Mais contrairement à ce qu’affirment les responsables marocains, ce n’est pas l’appui algérien et ses pétrodollars qui vont révéler le faible rendement du lobbying marocain. L’apparition sur la scène américaine d’Aminatou Haidar va changer la donne. Selon les mêmes sources officielles, il apparaît que l’Algérie n’a monnayé qu’à hauteur de 200 000 dollars le lobbying du Polisario aux Etats-Unis durant l’année 2008. Lorsqu’on demande à Susan Sholte, présidente de la Western Sahara Foundation, principale organisation américaine de soutien aux indépendantistes sahraouis, si elle reçoit de l’argent de l’Algérie, elle nie vigoureusement. Rien ne permet de la contredire. C’est Mme Scholte qui va nominer Aminatou Haïdar aux prestigieux prix de la Robert F. Kennedy Foundation et de la John Thorne Foundation. Prix qu’elle obtiendra respectivement en 2008 et en 2009. Et lorsque Mme Haïdar mènera sa grève de la faim à Lanzarote, ce n’est pas l’Etat algérien qui mène campagne, c’est bien la Robert F. Kennedy foundation qui se charge de sonner le tocsin en sa faveur à Washington. Le nouveau locataire de la Maison-Blanche est proche de la famille Kennedy. Le ralliement de Ted Kennedy à sa campagne est considéré comme l’un des éléments décisifs de la victoire d’Obama. Cela ne s’oublie pas. Haidar en profitera au grand dam du Maroc. Mais il n’y a pas que les Démocrates. Susan Sholte ralliera John Bolton à la cause d’Aminatou Haidar. Ce Républicain pur et dur a notamment été le représentant des Etats-Unis à l’ONU en 2005 et 2006, ainsi que l’adjoint de James Baker lorsque ce dernier était l’envoyé spécial des Nations Unies au Sahara. Le conflit du Sahara, il connaît. Ce jeudi 17 décembre, il viendra grossir les rangs des manifestants devant l’ambassade du Maroc à Washington venus dénoncer le traitement de la militante sahraouie par les autorités marocaines. C’est d’ailleurs ce même jour que le Maroc autorisera le retour de l’indépendantiste sahraouie.
Les caprices d’un régime
Aux Affaires étrangères marocaines, on peste aujourd’hui contre ces lobbyistes américains qui se sont rempli les poches sans résultats tangibles. Selon cette universitaire spécialiste de la région, cette colère est injuste. «Les Marocains confondent lobbying et diplomatie.» En d’autres termes, le lobbying qui n’est pas au service d’une politique cohérente et qui ne s’appuie pas sur le travail des diplomates eux-mêmes est une perte d’argent.
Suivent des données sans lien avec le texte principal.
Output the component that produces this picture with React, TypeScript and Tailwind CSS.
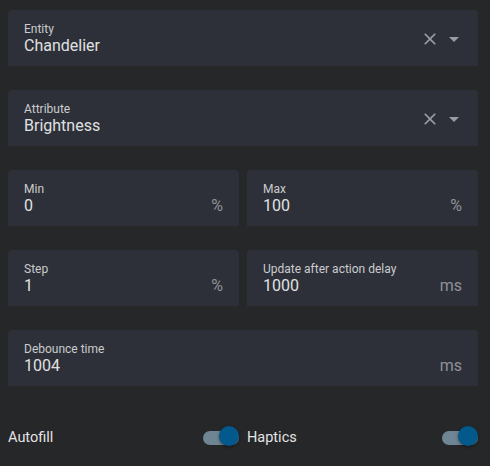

Déchoir Aminatou Haidar de sa nationalité et l’expulser a été perçu comme un caprice d’un régime qui se croit tout permis sous prétexte qu’il a des amis à Washington, Paris et Madrid. Ce dernier incident s’était ajouté à la stratégie essoufflée de proposer un plan d’autonomie inacceptable car manquant des critères démocratiques les plus élémentaires. Dans ces conditions, ce n’est pas de lobbying que le Maroc a besoin mais de refonte de sa politique étrangère.